La migration est une perte de soi. On y laisse son identité, ses repères, et si on n’y perd pas la vie ou la dignité, on finit par se perdre soi-même. On égare ses papiers, on se les fait voler ou on s’en débarrasse, on perd son nom. Mamadou ne s’appelait pas Mamadou au Soudan, dans les monts Nuba, à l’Est du Darfour. Il a fui la guerre, a vu des morts, des viols, a été esclave en Libye, a traversé la Méditerranée sur un rafiot en mai 2015. Puis il a été accueilli dans la vallée de la Roya et a décidé d’y rester. « Je suis de la montagne, dit-il tranquillement, un jour d’août, installé en bord de rivière, à Sospel (Alpes-Maritimes). J’aime la montagne, même si ici, elle est très différente. »
Mamadou est un autre. Dans ses rêves, il se voit faire de la politique mais quand il a débarqué chez Françoise Cotta, avocate parisienne qui réside en partie dans la vallée, il n’en menait pas large. « Il est resté deux ans chez moi. Il est arrivé très dépressif et il l’est resté très longtemps, incapable de faire quoi que ce soit, raconte la pénaliste. Il a commencé à se révéler actif quand d’autres migrants sont arrivés à la maison. » Elle en a hébergé jusque 35 en même temps. « Mamadou a beaucoup bossé pour les accueillir, il s’est senti utile. Il s’est vraiment investi. »
Aujourd’hui, Mamadou a une petite amie, Fanny Spano, 24 ans, étudiante aux Beaux-Arts qu’il a connue quand elle venait chez Françoise Cotta. « Une fois qu’on est impliqués [avec les migrants], dit-elle, on n’arrive pas à se détacher. » Fanny venait apporter de l’aide, de la nourriture et des cours de français, se rappelle Mamadou. Le couple vient de s’installer à Nice, on les croise sur les routes de la vallée en Twingo jaune. Mamadou a des papiers provisoires de demandeur d’asile depuis six mois et touche 350 euros d’allocation mensuelle. Il espère que la France lui accordera le refuge. « Si c’est oui, ça va être une méga-fête », dit Fanny. Lui angoisse : « J’espère que la réponse ne me coupera pas de mes rêves.
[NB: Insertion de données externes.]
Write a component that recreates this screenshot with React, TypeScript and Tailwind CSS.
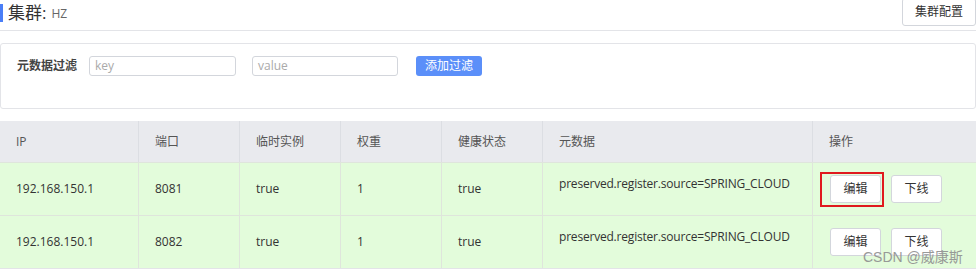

J’ai trouvé ici mes frères, mes sœurs, des amis qui m’ont donné le moral et l’énergie, mon amour, ma vie. »

Mais rien n’effacera les épreuves vécues. Arrivé à la préfecture de Nice, on lui a appris qu’il était « dubliné ». Selon le règlement de Dublin, la demande d’asile doit être examinée dans le pays – souvent l’Italie – où le migrant a été enregistré en premier, via une prise d’empreintes.